Summary by Feng Zhou
4/14/04

Strong points of the paper are:

  1. This paper introduced de-centralized control into distributed database systems, in particular into the query processing subsystem. Using the economic model, Mariposa distributes administrative control over the query processor and participates sites. The site issueing the query (query processor) uses bids from other sites to optimize the distributed query plan, while the participating sites have local bidding policies that reflects the way the local administrator want the node to behave in the whole system.

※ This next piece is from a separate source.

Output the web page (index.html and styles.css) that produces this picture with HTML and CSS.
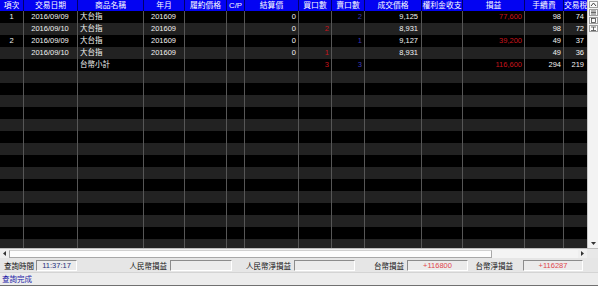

  2. The bidding process is the central idea in the economic model. One input to the process is the budge of the query issuer, used to specify the QoS the client needs. Then bids from various sites are collected, basically represents the costs of executing fragments of the query at these sites. Although traditional distributed query optimizers also consider local query processing costs, the key difference is that bids are actually computed solely by local sites, and thus controlled locally. Therefore the sites have the right to say no to bid requests. The bids reflects local processing power, current load and any extra cost (e.g. fetching missing data from other nodes). Then based on bidding from various sites, the query processor generate a plan that's least expensive while satisfying the QoS requirements (total processing time).
One major flaw,
No mention of guards against malicious nodes (clients and database sites) are mentioned in the paper, although the micro-economic model should be a good paradigm to implement such guarding schemes.